NCPA - National Center for Policy Analysis

Obamacare: 'Adverse Selection' Followed by a 'Death Spiral'

October 30, 2013

Sean Jackson, like tens of thousands of other Americans, has had trouble signing up for medical coverage using the insurance marketplace despite several attempts. The economists and policy wonks behind the Affordable Care Act worry that the technical problems bedeviling the federal portal could become much more than an inconvenience, says Annie Lowrey, writing for the New York Times.

If applicants like Mr. Jackson decide to put off or give up on buying coverage, rising prices and even a destabilized insurance market could result.  The enrollment of people like Mr. Jackson, who is 32, is vital for the health care law - and, for that matter, the entire health care system - to work.
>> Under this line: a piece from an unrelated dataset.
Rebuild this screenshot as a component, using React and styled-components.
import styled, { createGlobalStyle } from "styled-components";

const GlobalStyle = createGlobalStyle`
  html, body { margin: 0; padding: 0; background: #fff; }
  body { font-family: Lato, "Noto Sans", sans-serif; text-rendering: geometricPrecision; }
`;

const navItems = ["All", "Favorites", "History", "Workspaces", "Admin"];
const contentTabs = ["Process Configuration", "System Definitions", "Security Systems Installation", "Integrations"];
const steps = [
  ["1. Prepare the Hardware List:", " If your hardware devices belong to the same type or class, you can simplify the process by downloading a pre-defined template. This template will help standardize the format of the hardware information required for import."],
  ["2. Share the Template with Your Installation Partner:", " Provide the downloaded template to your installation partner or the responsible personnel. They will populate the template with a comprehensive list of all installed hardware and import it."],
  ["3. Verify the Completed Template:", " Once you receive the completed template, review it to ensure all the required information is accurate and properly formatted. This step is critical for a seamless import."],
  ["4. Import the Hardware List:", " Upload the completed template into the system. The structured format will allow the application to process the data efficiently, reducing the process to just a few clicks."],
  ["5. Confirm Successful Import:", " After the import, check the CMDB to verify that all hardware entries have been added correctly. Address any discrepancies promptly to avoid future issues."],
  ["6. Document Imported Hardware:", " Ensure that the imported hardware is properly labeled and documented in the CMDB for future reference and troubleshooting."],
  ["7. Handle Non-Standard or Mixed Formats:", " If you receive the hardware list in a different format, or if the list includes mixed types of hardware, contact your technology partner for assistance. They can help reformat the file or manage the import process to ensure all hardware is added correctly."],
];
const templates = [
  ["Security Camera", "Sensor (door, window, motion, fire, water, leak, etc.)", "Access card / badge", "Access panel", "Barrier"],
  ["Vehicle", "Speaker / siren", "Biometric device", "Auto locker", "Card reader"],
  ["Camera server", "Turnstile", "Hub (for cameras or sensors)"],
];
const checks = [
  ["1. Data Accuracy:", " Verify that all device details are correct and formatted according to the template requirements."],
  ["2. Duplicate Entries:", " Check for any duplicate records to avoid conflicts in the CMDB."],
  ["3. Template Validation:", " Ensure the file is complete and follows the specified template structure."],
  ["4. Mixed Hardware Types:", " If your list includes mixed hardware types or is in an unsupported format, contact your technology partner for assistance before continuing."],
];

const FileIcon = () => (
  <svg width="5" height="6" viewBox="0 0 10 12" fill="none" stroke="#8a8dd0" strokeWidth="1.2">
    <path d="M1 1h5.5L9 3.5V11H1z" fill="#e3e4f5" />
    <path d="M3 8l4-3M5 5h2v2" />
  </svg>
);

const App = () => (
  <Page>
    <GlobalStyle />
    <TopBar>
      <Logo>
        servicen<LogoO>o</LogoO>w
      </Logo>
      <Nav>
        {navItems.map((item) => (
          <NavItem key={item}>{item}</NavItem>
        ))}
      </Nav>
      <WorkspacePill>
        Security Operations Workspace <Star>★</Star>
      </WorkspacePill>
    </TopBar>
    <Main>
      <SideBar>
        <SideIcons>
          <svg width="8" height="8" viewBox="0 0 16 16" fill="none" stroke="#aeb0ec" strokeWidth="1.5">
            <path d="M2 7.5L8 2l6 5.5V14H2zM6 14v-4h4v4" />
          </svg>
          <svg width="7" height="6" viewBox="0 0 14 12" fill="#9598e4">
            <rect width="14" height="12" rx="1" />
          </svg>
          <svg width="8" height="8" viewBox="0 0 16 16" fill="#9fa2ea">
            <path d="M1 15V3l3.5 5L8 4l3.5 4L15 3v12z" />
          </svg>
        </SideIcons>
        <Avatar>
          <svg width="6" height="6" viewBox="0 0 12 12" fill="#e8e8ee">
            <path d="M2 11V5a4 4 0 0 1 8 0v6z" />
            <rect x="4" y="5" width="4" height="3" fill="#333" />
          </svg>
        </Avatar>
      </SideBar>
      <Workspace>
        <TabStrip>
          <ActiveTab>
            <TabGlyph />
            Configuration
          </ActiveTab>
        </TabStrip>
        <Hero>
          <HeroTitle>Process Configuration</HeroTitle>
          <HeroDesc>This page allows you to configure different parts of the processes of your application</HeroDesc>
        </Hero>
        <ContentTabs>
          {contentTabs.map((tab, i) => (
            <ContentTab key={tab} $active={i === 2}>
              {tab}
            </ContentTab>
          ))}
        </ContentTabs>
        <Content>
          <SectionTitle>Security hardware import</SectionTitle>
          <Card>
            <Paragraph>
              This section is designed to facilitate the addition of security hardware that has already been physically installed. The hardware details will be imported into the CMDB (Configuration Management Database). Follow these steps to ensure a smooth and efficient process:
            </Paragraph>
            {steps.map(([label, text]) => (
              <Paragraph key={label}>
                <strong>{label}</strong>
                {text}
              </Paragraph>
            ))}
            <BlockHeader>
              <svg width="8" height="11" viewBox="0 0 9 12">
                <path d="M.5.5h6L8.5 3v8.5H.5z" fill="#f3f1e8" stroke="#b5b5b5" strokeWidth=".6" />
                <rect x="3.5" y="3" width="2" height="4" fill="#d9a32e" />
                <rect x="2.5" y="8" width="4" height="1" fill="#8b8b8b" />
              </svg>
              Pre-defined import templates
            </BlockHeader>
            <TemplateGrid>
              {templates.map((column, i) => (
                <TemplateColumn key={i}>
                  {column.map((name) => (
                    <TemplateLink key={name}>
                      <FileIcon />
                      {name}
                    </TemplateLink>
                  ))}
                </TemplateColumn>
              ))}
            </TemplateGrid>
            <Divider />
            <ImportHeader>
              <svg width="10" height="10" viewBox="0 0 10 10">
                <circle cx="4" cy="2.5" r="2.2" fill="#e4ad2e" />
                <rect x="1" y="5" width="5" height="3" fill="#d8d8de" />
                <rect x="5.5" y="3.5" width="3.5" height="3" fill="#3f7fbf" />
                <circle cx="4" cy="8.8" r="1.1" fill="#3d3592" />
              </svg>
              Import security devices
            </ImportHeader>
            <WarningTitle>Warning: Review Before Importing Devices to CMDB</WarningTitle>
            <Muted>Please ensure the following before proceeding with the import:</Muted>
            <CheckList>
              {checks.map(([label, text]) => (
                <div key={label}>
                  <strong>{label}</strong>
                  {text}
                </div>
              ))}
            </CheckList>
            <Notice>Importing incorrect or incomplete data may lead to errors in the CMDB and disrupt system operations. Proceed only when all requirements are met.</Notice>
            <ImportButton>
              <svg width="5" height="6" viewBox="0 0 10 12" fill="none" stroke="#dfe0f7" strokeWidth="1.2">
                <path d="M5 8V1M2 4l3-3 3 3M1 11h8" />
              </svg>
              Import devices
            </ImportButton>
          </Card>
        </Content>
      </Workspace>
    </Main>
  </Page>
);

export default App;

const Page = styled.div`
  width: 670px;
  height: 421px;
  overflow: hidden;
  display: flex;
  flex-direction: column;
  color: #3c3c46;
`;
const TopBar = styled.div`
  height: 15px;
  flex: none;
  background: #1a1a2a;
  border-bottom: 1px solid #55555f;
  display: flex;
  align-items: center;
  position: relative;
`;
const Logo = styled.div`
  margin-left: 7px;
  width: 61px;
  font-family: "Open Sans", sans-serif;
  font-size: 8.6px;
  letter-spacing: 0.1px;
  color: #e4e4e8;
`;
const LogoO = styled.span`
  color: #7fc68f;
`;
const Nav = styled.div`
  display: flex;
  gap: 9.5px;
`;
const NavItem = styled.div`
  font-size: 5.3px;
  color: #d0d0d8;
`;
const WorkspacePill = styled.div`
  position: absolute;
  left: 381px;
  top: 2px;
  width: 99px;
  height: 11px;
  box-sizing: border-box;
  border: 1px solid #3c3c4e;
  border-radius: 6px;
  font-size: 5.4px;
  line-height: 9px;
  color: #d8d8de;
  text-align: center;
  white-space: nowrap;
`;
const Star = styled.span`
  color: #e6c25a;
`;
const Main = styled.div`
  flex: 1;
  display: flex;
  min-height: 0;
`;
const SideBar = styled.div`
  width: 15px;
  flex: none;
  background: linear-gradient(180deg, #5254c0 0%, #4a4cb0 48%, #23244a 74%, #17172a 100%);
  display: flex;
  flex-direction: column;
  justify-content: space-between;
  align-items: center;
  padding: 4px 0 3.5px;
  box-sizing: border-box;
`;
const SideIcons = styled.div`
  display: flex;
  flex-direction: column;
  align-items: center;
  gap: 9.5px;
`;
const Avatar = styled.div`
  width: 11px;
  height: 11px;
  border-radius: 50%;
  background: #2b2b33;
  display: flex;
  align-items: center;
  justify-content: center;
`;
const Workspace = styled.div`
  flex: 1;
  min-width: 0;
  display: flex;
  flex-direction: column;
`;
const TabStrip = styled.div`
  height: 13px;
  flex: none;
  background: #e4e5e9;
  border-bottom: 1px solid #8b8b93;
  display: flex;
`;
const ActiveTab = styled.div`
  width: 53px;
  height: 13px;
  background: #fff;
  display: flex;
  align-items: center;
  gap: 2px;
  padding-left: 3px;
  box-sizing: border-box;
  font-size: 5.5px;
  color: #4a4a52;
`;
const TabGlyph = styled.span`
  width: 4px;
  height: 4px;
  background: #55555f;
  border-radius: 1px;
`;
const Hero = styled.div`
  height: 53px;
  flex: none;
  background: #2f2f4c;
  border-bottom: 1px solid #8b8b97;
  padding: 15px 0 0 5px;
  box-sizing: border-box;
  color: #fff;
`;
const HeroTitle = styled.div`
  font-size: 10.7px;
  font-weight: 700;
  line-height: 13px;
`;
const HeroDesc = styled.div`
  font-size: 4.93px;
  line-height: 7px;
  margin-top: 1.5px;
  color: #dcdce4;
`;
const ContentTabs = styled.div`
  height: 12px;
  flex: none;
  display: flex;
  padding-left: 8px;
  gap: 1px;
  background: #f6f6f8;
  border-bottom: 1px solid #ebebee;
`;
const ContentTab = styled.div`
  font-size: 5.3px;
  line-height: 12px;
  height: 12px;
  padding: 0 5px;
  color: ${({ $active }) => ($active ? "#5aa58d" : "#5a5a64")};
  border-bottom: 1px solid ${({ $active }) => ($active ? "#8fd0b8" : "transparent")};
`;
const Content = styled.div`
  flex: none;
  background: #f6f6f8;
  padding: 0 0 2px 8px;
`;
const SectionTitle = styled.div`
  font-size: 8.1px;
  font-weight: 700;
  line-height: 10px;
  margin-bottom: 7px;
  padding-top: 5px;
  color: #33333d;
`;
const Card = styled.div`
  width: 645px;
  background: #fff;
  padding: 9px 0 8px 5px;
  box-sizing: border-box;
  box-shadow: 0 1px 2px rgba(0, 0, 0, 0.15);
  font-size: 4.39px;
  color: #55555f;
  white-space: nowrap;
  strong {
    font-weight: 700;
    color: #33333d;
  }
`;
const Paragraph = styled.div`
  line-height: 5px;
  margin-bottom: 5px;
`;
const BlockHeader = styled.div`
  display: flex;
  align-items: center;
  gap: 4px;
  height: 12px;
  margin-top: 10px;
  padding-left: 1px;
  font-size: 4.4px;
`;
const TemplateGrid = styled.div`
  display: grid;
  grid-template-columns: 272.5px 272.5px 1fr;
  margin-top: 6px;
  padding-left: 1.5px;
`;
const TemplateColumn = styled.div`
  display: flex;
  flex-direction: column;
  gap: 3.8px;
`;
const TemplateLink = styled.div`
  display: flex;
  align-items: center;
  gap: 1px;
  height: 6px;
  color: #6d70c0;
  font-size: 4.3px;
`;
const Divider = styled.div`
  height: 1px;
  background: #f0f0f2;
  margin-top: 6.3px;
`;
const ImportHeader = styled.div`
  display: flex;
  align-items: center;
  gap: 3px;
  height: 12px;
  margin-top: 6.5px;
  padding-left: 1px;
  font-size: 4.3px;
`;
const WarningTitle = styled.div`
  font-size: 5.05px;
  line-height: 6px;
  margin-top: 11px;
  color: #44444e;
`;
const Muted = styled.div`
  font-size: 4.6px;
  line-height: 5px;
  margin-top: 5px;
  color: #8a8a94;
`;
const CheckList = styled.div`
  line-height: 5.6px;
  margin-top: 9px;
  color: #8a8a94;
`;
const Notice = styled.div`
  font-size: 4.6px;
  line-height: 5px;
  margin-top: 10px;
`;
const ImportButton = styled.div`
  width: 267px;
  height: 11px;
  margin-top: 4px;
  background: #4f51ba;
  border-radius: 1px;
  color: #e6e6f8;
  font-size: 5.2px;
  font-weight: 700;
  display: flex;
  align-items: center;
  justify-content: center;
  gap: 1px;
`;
  • Younger people, who tend to have very low anticipated medical costs, are supposed to help pay for the medical costs of older or sicker enrollees.
  • Without them, so-called risk pools in Ohio and other states might become too risky, forcing insurers to raise premiums.
  • Those higher premiums could dissuade more of the young and healthy from signing up, forcing insurers to raise prices again.

Economists call the process "adverse selection" and warn that in its worst iteration it could lead to a "death spiral" of falling enrollment and climbing prices.

Economists and health analysts said the chances of such a spiral were slim in most states because Americans who go without insurance would face penalties, starting next year. But they said that the endemic problems with the Web site posed a serious question about the enrollment balance in many state plans.

Though economists, insurers and health analysts are concerned about the problems with, which the Obama administration has promised to fix by Nov. 30, they said it was too early to tell whether the problems would cause an underenrollment of the young and healthy.  Insurers would have a good sense of any problems by next spring, they said.

No statistics are available on how many of them have signed up. States are providing no demographic details on enrollees. And the Obama administration has declined to say how many people have purchased insurance in the 36 states where it runs the exchanges.